As the children grew and survived the loss of their father, the Apa clan
regained some of their former prosperity and position in the town. Their generations-old house boasted the first flush toilet and later the first
electric lights in San Donato, and their cantina once again bustled with guests who came to savor the vino di casa and the delicious home-cooked piatti di giorno. Surely, Carlo Pucciani, a handsome young apprentice
carpenter, sporting a fashionably full, black handlebar moustache, must have frequented the Apa establishment and noticed the silent, tall -- (at
least to him – he stood an erect, stately four foot eleven inches) – Giuseppina!
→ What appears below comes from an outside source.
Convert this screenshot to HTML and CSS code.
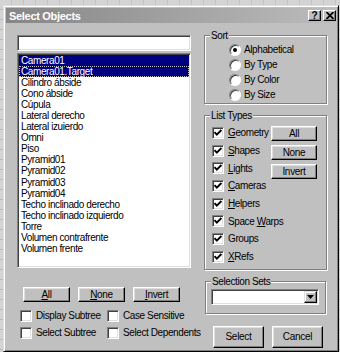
FILE: index.html
```html
<!DOCTYPE html>
<html lang="es">
<head>
    <meta charset="UTF-8">
    <title>Select Objects</title>
    <link rel="stylesheet" href="styles.css">
</head>
<body>
    <div class="dialog">
        <div class="titlebar">
            <span class="title">Select Objects</span>
            <span class="tb-buttons">
                <span class="tb-btn help">?</span>
                <span class="tb-btn">
                    <svg width="8" height="7" viewBox="0 0 8 7"><path d="M0.5 0 L7.5 7 M7.5 0 L0.5 7" stroke="#000" stroke-width="1.8"/></svg>
                </span>
            </span>
        </div>

        <div class="content">
            <div class="left">
                <div class="filter"></div>
                <div class="list">
                    <div class="item selected">Camera01</div>
                    <div class="item selected focused">Camera01.Target</div>
                    <div class="item">Cilindro ábside</div>
                    <div class="item">Cono ábside</div>
                    <div class="item">Cúpula</div>
                    <div class="item">Lateral derecho</div>
                    <div class="item">Lateral izuierdo</div>
                    <div class="item">Omni</div>
                    <div class="item">Piso</div>
                    <div class="item">Pyramid01</div>
                    <div class="item">Pyramid02</div>
                    <div class="item">Pyramid03</div>
                    <div class="item">Pyramid04</div>
                    <div class="item">Techo inclinado derecho</div>
                    <div class="item">Techo inclinado izquierdo</div>
                    <div class="item">Torre</div>
                    <div class="item">Volumen contrafrente</div>
                    <div class="item">Volumen frente</div>
                </div>
                <div class="btn-row">
                    <button class="btn small"><u>A</u>ll</button>
                    <button class="btn small"><u>N</u>one</button>
                    <button class="btn small"><u>I</u>nvert</button>
                </div>
                <div class="options">
                    <label class="check-row"><span class="box"></span>Display Subtree</label>
                    <label class="check-row"><span class="box"></span>Case Sensitive</label>
                    <label class="check-row"><span class="box"></span>Select Subtree</label>
                    <label class="check-row"><span class="box"></span>Select Dependents</label>
                </div>
            </div>

            <div class="right">
                <fieldset class="group sort">
                    <legend>Sort</legend>
                    <div class="group-body">
                        <div class="radio-row"><span class="radio on"></span>Alphabetical</div>
                        <div class="radio-row"><span class="radio"></span>By Type</div>
                        <div class="radio-row"><span class="radio"></span>By Color</div>
                        <div class="radio-row"><span class="radio"></span>By Size</div>
                    </div>
                </fieldset>

                <fieldset class="group types">
                    <legend>List Types</legend>
                    <div class="group-body">
                        <div class="type-checks">
                            <div class="check-row tall"><span class="box checked"></span><span><u>G</u>eometry</span></div>
                            <div class="check-row tall"><span class="box checked"></span><span><u>S</u>hapes</span></div>
                            <div class="check-row tall"><span class="box checked"></span><span><u>L</u>ights</span></div>
                            <div class="check-row tall"><span class="box checked"></span><span><u>C</u>ameras</span></div>
                            <div class="check-row tall"><span class="box checked"></span><span><u>H</u>elpers</span></div>
                            <div class="check-row tall"><span class="box checked"></span><span>Space <u>W</u>arps</span></div>
                            <div class="check-row tall"><span class="box checked"></span><span>Groups</span></div>
                            <div class="check-row tall"><span class="box checked"></span><span><u>X</u>Refs</span></div>
                        </div>
                        <div class="type-buttons">
                            <button class="btn small wide">All</button>
                            <button class="btn small wide">None</button>
                            <button class="btn small wide">Invert</button>
                        </div>
                    </div>
                </fieldset>

                <fieldset class="group sets">
                    <legend>Selection Sets</legend>
                    <div class="group-body">
                        <div class="combo">
                            <span class="combo-btn">
                                <svg width="7" height="4" viewBox="0 0 7 4"><path d="M0 0 H7 L3.5 4 Z" fill="#000"/></svg>
                            </span>
                        </div>
                    </div>
                </fieldset>

                <div class="actions">
                    <button class="btn big">Select</button>
                    <button class="btn big">Cancel</button>
                </div>
            </div>
        </div>
    </div>
</body>
</html>
```

FILE: styles.css
```css
body {
    margin: 0;
    height: 352px;
    overflow: hidden;
    font-family: "Liberation Sans", Arial, sans-serif;
    font-size: 10px;
    letter-spacing: -0.4px;
    color: #000;
    background-color: #d4d4d4;
    background-image:
        repeating-linear-gradient(to bottom, transparent 0, transparent 9px, #b9b9c4 9px, #b9b9c4 10px),
        repeating-linear-gradient(to right, transparent 0, transparent 11px, #c4c4c4 11px, #c4c4c4 12px);
}
.dialog {
    margin: 5px 1px 0 3px;
    height: 347px;
    box-sizing: border-box;
    padding: 2px;
    background-color: #c0c0c0;
    border: 1px solid;
    border-color: #dfdfdf #000 #000 #dfdfdf;
    box-shadow: inset 1px 1px #fff, inset -1px -1px #808080;
}
.titlebar {
    height: 15px;
    display: flex;
    align-items: center;
    justify-content: space-between;
    padding: 0 0 0 3px;
    background: linear-gradient(to right, #868686, #bcbcbc);
}
.title {
    color: #fff;
    font-weight: bold;
    font-size: 11px;
    letter-spacing: -0.3px;
}
.tb-buttons {
    display: flex;
    gap: 2px;
}
.tb-btn {
    width: 13px;
    height: 11px;
    box-sizing: border-box;
    display: flex;
    align-items: center;
    justify-content: center;
    background-color: #c0c0c0;
    border: 1px solid;
    border-color: #fff #000 #000 #fff;
    box-shadow: inset -1px -1px #808080;
    font-weight: bold;
    font-size: 10px;
    letter-spacing: 0;
    line-height: 9px;
}

.content {
    display: flex;
    gap: 13px;
    padding: 6px 0 0 11px;
}
.left {
    width: 174px;
    padding-top: 6px;
}
.filter {
    height: 16px;
    box-sizing: border-box;
    background-color: #fff;
    border: 1px solid;
    border-color: #808080 #fff #fff #808080;
    box-shadow: inset 1px 1px #404040, inset -1px -1px #dfdfdf;
}
.list {
    margin-top: 2px;
    height: 215px;
    box-sizing: border-box;
    padding: 1px;
    background-color: #fff;
    border: 1px solid;
    border-color: #808080 #fff #fff #808080;
    box-shadow: inset 1px 1px #404040, inset -1px -1px #dfdfdf;
}
.item {
    height: 11.06px;
    line-height: 11px;
    padding-left: 2px;
    white-space: nowrap;
}
.item.selected {
    background-color: #000080;
    color: #fff;
}
.item.focused {
    outline: 1px dotted #c0c0c0;
    outline-offset: -1px;
}

.btn {
    box-sizing: border-box;
    padding: 0;
    font-family: inherit;
    font-size: 10px;
    letter-spacing: -0.3px;
    color: #000;
    background-color: #c0c0c0;
    border: 1px solid;
    border-color: #fff #000 #000 #fff;
    box-shadow: inset -1px -1px #808080, inset 1px 1px #dfdfdf;
}
.btn.small {
    width: 47px;
    height: 15px;
    line-height: 12px;
}
.btn.wide {
    width: 46px;
}
.btn.big {
    width: 51px;
    height: 22px;
}
.btn-row {
    display: flex;
    gap: 8px;
    margin-top: 19px;
    padding-left: 6px;
}
.options {
    display: grid;
    grid-template-columns: 87px auto;
    margin-top: 5px;
    padding-left: 3px;
}
.check-row {
    display: flex;
    align-items: center;
    gap: 4px;
    height: 17px;
    white-space: nowrap;
}
.check-row.tall {
    height: 17.7px;
}
.box {
    width: 12px;
    height: 12px;
    flex: none;
    box-sizing: border-box;
    background-color: #fff;
    border: 1px solid;
    border-color: #808080 #fff #fff #808080;
    box-shadow: inset 1px 1px #404040, inset -1px -1px #dfdfdf;
}
.box.checked {
    background-image: url("data:image/svg+xml,%3Csvg xmlns='http://www.w3.org/2000/svg' width='10' height='10' viewBox='0 0 10 10'%3E%3Cpath d='M1.5 4.2 L3.8 6.6 L8.4 2' fill='none' stroke='%23000' stroke-width='1.9'/%3E%3C/svg%3E");
    background-repeat: no-repeat;
    background-position: center;
}

.right {
    width: 123px;
}
.group {
    margin: 0;
    padding: 0;
    min-width: 0;
    border: 1px solid #808080;
    box-shadow: inset 1px 1px #fff, 1px 1px #fff;
}
.group legend {
    margin-left: 5px;
    padding: 0 1px;
    line-height: 13px;
    background-color: #c0c0c0;
}
.sort .group-body {
    padding: 0 0 1px 24px;
}
.radio-row {
    display: flex;
    align-items: center;
    gap: 3px;
    height: 15px;
}
.radio {
    width: 12px;
    height: 12px;
    flex: none;
    box-sizing: border-box;
    border-radius: 50%;
    background-color: #fff;
    border: 1px solid;
    border-color: #808080 #fff #fff #808080;
    box-shadow: inset 1px 1px #404040;
    display: flex;
    align-items: center;
    justify-content: center;
}
.radio.on::after {
    content: "";
    width: 4px;
    height: 4px;
    border-radius: 50%;
    background-color: #000;
}
.types {
    margin-top: 5px;
}
.types .group-body {
    display: grid;
    grid-template-columns: minmax(0, 1fr) 46px;
    padding: 2px 9px 3px 7px;
}
.type-checks {
    min-width: 0;
}
.type-buttons {
    display: flex;
    flex-direction: column;
    gap: 4px;
    padding-top: 2px;
}
.sets {
    margin: 5px 1px 0 1px;
}
.sets .group-body {
    padding: 1px 6px 8px 5px;
}
.combo {
    height: 16px;
    box-sizing: border-box;
    display: flex;
    justify-content: flex-end;
    align-items: center;
    padding-right: 1px;
    background-color: #fff;
    border: 1px solid;
    border-color: #808080 #fff #fff #808080;
    box-shadow: inset 1px 1px #404040, inset -1px -1px #dfdfdf;
}
.combo-btn {
    width: 13px;
    height: 12px;
    box-sizing: border-box;
    display: flex;
    align-items: center;
    justify-content: center;
    background-color: #c0c0c0;
    border: 1px solid;
    border-color: #dfdfdf #000 #000 #dfdfdf;
    box-shadow: inset -1px -1px #808080, inset 1px 1px #fff;
}
.actions {
    display: flex;
    gap: 8px;
    margin-top: 12px;
    padding-left: 9px;
}
```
Carlo and Peppina were the same age, though their paths diverged when Peppina had left school, while Carlo had gone on to study until he was
fourteen before completing his three-year apprenticeship to become a Master Carpenter. Literate, intellectually curious, manually dexterous, fun
-loving, and mischievous, Carlo, who came from a boisterous brood of fifteen siblings, seemed the diametric opposite of the quiet, devout, even
dour Peppina, and the senior Puccianis had, no doubt, dismissed her as a marriage prospect for their son. This proved to be a wise decision since the
young man had few thoughts of settling down. Rather, in 1897 at the age of seventeen, armed with his trade, his hopes, and his bravado, Carlo decided
to strike out on his own: his destination the teeming crossroads of opportunity at Mott and Mulberry Streets in New York's Little Italy.